Ces données ne pourront être mentionnées en principe qu'à deux conditions.
- Elles devront être liées à la nature, ou aux circonstances, de l'infraction
- être nécessaires à l'identification des responsables.
Autre évolution, le TPJ va permettre la comparaison automatisée de photographies, grâce aux nouvelles technologies biométriques.
A quoi sert ce type de fichier ?
Le TPJ se veut un nouvel outil pour exploiter, analyser et comparer des informations. Il sera employé en premier lieu dans la lutte contre la criminalité. Les personnes autorisées pourront interroger la base de données selon de nombreux critères : photographie du visage, signalement, mode opératoire, mobile, nature de l'infraction, date et lieu des faits...
Mais le fichier pourra également être consulté dans le cadre d'enquêtes administratives préalables à "une décision de recrutement (...) concernant certains emplois, à l'occasion de demandes d'acquisition de la nationalité française et de délivrance de titres de séjour ou lors de missions des forces de l'ordre comportant un risque d'atteinte à l'ordre public", souligne la Commission nationale de l'informatique et des libertés (CNIL).

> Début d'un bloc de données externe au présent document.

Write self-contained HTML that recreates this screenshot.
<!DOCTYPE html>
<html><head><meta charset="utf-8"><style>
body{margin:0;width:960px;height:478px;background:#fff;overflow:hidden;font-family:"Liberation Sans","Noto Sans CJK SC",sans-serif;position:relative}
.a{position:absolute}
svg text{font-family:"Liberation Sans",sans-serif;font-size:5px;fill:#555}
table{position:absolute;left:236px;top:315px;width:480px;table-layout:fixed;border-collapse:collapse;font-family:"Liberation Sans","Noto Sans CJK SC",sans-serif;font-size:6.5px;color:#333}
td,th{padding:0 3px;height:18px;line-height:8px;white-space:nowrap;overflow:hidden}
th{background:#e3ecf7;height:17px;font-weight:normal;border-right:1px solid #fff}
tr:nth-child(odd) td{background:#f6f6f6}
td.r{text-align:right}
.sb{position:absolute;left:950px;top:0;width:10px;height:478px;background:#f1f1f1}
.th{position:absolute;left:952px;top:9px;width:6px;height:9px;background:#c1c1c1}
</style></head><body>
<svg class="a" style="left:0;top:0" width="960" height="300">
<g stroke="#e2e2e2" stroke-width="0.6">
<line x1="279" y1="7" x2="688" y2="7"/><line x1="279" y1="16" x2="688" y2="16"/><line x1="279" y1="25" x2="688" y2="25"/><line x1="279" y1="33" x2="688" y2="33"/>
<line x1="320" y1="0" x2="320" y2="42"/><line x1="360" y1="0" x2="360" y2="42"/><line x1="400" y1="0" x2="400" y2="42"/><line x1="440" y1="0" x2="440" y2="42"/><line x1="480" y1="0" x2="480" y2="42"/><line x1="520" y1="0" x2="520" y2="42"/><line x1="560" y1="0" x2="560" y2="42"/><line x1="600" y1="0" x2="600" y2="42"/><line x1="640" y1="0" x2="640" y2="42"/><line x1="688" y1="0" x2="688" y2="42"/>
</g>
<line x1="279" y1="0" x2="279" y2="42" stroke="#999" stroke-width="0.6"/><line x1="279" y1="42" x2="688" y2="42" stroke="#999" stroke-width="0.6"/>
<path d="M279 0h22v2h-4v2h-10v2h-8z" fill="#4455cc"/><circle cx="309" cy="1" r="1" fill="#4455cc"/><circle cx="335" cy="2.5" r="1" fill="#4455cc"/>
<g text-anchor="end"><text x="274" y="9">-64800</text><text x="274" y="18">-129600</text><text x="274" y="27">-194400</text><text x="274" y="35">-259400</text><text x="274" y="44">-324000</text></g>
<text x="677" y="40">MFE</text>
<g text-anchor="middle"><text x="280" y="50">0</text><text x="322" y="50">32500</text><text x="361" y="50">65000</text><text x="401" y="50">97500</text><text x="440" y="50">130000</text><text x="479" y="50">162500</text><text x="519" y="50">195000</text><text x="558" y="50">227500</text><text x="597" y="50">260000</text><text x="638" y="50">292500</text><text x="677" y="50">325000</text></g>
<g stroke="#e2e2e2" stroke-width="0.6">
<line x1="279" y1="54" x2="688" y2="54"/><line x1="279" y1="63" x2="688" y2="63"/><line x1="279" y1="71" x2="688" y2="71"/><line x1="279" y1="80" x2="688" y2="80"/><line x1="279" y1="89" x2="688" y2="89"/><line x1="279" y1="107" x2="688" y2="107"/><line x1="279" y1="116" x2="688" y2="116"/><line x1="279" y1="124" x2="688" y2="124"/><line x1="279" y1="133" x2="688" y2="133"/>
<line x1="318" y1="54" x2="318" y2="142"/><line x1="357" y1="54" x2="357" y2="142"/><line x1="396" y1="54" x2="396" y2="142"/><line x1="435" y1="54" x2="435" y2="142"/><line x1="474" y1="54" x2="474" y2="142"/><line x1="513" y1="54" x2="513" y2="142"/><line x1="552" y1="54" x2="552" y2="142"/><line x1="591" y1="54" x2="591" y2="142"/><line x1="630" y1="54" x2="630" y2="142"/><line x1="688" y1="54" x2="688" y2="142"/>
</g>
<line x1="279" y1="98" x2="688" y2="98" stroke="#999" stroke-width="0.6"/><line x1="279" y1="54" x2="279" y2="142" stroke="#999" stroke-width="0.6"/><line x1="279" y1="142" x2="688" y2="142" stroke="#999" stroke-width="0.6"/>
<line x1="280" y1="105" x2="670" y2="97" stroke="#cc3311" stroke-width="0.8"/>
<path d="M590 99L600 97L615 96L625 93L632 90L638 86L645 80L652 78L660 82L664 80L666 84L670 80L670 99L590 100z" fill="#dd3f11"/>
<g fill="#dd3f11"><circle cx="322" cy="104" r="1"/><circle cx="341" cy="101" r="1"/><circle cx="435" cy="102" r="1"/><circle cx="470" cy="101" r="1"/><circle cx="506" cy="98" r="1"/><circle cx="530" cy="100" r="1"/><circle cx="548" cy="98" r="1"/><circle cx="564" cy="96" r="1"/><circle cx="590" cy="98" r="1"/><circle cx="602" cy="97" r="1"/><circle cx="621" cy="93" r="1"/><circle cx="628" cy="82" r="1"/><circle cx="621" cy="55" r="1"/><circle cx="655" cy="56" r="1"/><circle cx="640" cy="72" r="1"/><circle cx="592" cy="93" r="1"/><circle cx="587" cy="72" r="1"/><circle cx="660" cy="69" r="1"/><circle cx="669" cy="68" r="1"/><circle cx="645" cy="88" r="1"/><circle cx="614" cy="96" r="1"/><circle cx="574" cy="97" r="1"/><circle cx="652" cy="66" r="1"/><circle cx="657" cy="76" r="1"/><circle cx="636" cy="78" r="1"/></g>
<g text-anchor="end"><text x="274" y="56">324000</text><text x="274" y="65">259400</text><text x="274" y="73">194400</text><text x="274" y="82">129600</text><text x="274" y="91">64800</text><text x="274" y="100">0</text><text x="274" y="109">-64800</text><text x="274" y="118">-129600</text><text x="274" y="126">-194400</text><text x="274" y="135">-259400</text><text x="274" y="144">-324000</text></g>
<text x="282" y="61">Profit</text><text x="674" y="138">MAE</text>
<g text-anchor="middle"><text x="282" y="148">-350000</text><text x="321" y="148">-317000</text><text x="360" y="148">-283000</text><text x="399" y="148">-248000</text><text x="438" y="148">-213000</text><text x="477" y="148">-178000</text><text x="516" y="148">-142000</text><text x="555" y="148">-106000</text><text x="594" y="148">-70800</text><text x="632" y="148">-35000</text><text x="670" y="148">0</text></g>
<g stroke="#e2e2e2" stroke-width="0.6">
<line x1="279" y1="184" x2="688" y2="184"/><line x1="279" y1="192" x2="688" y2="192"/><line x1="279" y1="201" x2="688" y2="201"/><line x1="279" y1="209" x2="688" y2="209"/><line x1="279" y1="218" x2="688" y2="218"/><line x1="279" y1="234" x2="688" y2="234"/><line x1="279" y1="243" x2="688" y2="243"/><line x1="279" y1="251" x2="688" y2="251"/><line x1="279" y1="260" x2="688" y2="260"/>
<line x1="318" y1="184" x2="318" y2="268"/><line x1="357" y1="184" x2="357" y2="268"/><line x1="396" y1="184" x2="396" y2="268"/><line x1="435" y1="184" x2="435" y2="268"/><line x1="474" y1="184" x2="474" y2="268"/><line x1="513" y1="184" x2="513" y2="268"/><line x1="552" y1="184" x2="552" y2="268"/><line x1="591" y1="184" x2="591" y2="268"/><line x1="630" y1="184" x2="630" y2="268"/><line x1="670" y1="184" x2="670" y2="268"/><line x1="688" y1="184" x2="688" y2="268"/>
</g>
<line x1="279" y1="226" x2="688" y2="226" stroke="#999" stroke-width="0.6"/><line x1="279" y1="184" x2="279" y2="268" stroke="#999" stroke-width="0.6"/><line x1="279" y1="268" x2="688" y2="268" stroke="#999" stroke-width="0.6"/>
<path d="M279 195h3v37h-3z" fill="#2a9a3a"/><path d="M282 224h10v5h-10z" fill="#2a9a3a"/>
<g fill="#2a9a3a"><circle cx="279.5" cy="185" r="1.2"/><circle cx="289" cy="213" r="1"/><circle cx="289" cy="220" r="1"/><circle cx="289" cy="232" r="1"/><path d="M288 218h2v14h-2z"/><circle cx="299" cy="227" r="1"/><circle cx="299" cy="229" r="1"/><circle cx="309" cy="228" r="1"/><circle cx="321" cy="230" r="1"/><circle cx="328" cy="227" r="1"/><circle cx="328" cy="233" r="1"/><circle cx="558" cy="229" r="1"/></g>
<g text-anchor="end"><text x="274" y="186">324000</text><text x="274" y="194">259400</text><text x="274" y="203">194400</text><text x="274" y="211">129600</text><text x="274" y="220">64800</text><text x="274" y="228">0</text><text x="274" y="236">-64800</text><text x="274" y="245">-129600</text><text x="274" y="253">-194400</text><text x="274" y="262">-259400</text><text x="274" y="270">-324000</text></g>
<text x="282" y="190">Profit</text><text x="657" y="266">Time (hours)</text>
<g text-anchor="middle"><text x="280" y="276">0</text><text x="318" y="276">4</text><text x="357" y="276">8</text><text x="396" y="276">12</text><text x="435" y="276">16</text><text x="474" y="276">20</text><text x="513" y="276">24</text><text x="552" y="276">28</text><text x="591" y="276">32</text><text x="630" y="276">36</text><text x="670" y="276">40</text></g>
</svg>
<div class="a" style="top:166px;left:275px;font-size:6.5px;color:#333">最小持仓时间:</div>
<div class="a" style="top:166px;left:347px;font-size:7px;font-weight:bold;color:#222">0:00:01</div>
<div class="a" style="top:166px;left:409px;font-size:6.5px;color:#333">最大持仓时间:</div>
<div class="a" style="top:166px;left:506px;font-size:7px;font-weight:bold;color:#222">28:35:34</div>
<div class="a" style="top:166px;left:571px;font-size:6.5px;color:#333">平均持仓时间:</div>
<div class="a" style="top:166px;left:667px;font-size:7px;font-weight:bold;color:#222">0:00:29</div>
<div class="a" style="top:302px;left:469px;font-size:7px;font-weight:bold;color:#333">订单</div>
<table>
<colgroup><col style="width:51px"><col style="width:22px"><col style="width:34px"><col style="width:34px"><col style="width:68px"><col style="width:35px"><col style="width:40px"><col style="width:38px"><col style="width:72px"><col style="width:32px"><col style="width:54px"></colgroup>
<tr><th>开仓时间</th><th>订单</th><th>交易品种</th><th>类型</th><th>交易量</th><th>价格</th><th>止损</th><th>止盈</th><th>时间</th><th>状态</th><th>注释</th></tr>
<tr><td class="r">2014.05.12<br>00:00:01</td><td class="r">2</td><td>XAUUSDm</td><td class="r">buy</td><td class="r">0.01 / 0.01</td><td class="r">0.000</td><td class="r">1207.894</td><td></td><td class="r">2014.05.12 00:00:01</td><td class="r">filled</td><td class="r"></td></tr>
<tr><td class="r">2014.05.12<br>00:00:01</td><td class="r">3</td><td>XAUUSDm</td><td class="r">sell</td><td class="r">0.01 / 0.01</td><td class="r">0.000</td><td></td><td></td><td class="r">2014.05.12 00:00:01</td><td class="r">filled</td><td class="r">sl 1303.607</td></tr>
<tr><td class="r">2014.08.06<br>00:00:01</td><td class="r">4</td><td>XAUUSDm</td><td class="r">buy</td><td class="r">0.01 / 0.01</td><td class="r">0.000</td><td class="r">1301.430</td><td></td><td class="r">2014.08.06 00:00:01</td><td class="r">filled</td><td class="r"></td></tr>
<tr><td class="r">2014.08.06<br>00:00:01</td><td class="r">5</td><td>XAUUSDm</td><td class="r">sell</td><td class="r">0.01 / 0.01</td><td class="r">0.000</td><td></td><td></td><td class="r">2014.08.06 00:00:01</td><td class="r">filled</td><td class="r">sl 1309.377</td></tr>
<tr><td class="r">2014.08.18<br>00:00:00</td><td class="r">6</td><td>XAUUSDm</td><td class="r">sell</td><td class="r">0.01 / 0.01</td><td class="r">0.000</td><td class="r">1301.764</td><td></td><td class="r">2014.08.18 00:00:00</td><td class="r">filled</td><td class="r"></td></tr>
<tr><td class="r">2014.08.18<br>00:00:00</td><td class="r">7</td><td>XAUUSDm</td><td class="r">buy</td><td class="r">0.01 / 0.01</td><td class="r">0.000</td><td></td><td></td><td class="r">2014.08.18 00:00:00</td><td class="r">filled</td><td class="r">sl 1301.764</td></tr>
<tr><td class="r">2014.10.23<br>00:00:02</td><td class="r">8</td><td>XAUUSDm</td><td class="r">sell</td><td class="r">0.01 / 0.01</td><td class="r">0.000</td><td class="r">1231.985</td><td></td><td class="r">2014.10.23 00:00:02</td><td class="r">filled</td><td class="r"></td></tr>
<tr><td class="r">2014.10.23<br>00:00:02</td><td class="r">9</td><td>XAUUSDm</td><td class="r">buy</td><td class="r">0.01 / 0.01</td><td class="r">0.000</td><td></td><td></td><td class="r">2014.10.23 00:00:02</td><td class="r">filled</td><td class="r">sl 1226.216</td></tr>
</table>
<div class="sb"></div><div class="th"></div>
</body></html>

Qui aura accès à ce fichier ?
Selon le décret, "toute personne individuellement désignée et spécialement habilitée" pourra avoir accès à ces fichiers. Ces personnes se recruteront principalement parmi les fonctionnaires de la police, de la gendarmerie et des douanes. Les magistrats du parquet et les agents des services judiciaires sont également concernés. Et il en sera de même, sous certaines conditions, pour les polices étrangères. Comme garde-fou, le décret précise toutefois que l'identité de la personne consultant le fichier sera enregistrée et conservée pendant cinq ans.
Quels sont les principaux reproches adressés à ce type de fichier ?

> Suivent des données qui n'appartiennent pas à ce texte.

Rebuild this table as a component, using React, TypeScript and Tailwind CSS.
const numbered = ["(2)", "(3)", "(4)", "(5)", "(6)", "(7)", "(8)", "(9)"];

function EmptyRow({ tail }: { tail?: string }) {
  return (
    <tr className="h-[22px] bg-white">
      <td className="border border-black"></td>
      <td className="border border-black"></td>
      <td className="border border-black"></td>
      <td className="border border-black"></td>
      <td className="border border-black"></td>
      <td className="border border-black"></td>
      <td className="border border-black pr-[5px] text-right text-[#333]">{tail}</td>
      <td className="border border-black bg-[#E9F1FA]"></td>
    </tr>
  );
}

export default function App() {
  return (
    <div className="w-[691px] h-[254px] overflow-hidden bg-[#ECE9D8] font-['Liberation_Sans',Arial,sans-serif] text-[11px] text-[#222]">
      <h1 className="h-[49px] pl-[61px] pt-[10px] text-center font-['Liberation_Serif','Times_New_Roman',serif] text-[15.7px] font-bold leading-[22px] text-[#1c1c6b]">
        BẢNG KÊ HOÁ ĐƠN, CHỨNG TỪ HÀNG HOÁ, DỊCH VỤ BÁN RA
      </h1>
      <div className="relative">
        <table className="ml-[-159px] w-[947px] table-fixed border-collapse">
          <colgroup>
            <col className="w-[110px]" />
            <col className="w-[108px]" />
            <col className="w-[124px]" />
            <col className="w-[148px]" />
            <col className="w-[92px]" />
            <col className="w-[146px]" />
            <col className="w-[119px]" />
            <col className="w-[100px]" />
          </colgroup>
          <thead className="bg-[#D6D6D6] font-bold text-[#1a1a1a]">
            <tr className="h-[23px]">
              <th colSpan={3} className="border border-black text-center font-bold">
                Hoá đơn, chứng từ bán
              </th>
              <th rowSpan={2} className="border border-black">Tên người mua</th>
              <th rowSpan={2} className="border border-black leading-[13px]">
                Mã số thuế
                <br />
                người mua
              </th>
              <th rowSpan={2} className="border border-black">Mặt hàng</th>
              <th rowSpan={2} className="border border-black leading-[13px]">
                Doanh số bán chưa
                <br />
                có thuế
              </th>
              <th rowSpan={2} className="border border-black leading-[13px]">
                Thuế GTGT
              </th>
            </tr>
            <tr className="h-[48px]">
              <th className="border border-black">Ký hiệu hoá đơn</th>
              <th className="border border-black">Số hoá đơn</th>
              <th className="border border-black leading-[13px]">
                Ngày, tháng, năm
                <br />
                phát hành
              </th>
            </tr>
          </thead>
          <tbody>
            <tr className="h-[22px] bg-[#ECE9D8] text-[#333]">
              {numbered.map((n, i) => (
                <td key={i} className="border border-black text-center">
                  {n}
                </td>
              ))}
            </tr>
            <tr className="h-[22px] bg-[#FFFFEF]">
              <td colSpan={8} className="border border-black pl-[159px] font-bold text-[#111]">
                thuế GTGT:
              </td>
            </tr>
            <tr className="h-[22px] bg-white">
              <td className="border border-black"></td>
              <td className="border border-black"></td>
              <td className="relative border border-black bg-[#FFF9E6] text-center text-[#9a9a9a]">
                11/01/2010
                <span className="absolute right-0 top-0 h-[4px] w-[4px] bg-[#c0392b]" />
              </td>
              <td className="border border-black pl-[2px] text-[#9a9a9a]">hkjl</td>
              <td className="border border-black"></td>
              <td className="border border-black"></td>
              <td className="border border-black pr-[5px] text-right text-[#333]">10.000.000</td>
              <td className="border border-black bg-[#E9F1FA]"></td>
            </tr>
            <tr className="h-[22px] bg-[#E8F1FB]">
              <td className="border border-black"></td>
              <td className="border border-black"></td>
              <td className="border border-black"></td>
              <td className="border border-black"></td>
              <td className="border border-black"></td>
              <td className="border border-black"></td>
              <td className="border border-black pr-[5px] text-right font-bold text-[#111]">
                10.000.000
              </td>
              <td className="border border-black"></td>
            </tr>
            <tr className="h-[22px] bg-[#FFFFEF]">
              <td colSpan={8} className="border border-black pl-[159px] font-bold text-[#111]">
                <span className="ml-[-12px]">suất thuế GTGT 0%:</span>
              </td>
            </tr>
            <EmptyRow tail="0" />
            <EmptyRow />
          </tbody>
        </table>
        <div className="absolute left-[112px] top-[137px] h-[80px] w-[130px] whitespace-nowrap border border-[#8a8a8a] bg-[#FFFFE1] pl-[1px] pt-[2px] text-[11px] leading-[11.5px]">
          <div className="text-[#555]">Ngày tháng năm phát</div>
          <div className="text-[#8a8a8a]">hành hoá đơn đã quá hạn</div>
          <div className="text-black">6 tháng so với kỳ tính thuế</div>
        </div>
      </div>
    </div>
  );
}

La CNIL a été consultée sur ce décret. Elle a émis à cette occasion de nombreuses réserves. En premier lieu, elle s'est émue des délais d'archivage largement supérieurs aux délais de prescription et rappelle la notion de "droit à l'oubli".

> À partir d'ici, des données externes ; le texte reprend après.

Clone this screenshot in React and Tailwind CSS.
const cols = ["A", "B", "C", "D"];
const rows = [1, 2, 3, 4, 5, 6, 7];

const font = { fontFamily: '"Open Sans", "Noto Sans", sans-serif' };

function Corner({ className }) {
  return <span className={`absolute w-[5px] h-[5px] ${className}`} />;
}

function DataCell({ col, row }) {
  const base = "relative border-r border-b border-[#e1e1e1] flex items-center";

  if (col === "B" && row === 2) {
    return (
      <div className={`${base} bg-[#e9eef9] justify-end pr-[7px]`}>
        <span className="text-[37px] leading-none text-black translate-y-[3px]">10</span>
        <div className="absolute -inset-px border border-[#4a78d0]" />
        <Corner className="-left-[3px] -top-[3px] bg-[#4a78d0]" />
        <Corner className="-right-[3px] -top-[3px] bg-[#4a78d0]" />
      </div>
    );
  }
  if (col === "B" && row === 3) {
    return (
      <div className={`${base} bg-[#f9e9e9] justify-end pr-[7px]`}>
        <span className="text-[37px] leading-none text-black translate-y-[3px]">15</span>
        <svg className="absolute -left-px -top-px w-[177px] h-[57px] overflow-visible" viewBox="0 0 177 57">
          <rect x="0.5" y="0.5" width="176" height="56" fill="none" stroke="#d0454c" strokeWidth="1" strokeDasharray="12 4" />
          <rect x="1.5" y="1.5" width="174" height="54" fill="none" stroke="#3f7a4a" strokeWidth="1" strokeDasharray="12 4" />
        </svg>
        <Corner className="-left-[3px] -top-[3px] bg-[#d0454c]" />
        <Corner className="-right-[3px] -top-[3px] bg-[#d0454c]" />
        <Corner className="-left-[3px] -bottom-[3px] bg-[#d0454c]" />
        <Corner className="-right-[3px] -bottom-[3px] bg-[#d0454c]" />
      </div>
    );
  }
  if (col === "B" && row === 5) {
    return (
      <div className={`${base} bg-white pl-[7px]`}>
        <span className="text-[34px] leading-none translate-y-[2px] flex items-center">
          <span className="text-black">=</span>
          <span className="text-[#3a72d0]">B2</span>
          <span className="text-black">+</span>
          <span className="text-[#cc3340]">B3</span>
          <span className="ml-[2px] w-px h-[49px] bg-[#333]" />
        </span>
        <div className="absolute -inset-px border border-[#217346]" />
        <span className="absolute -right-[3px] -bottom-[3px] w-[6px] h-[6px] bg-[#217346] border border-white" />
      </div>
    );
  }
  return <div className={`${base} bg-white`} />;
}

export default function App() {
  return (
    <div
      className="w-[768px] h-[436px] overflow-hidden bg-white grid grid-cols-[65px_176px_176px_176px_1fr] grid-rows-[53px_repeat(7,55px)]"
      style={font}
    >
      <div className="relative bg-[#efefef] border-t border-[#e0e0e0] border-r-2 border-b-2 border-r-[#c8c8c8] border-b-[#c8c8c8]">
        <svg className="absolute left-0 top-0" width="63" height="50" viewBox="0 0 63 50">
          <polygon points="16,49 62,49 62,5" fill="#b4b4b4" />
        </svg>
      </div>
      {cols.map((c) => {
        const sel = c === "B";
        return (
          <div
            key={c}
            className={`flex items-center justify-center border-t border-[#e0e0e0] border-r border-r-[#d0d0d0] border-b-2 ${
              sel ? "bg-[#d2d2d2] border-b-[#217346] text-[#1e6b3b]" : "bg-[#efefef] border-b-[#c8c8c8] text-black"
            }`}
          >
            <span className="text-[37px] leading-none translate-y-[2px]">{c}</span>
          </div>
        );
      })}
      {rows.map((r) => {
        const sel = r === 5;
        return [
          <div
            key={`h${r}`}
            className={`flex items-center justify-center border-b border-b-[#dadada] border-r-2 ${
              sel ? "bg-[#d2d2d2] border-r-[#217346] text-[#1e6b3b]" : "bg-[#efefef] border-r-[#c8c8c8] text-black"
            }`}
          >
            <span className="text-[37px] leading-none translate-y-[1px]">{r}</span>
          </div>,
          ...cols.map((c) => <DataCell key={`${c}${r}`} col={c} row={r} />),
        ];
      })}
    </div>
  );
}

Elle redoute également que le fichier soit truffé d'erreurs. Lors des contrôles qu'ils avaient effectués sur le STIC entre 2007 et 2008, les membres de la CNIL avaient relevé tellement d'inexactitudes et de dysfonctionnements qu'ils avaient rédigé un rapport au premier ministre. La CNIL avait notamment dénoncé le manque de communication entre les services judiciaires et les services de police. Dans le cadre du TPJ, les personnes pourront demander au procureur de la République la rectification et la mise à jour des informations les concernant.
"Il est impossible de garantir que le fichier ne contiendra pas d'erreur", estime Marc Rees, journaliste à PCInpact. "D'autant que la fusion du STIC et du Judex est techniquement très compliquée, renchérit Jean-Marc Manach, journaliste spécialiste de l'impact des technologies de l'information sur la société et la protection de la vie privée. Ce fichier est une véritable usine à gaz !"
Mais ce sont les possibles dérives dans l'usage des fichiers qui soulèvent le plus d'interrogations et de craintes. "Il n'est pas exclu que des contrôles soient effectués de manière abusive, par exemple, sur des personnes postulant à des postes sensibles", estime Marc Rees. Pour Laurent Mucchielli, sociologue et auteur du site Délinquance, justice et autres questions de société, "ce sont les fuites de certaines informations qui sont à craindre".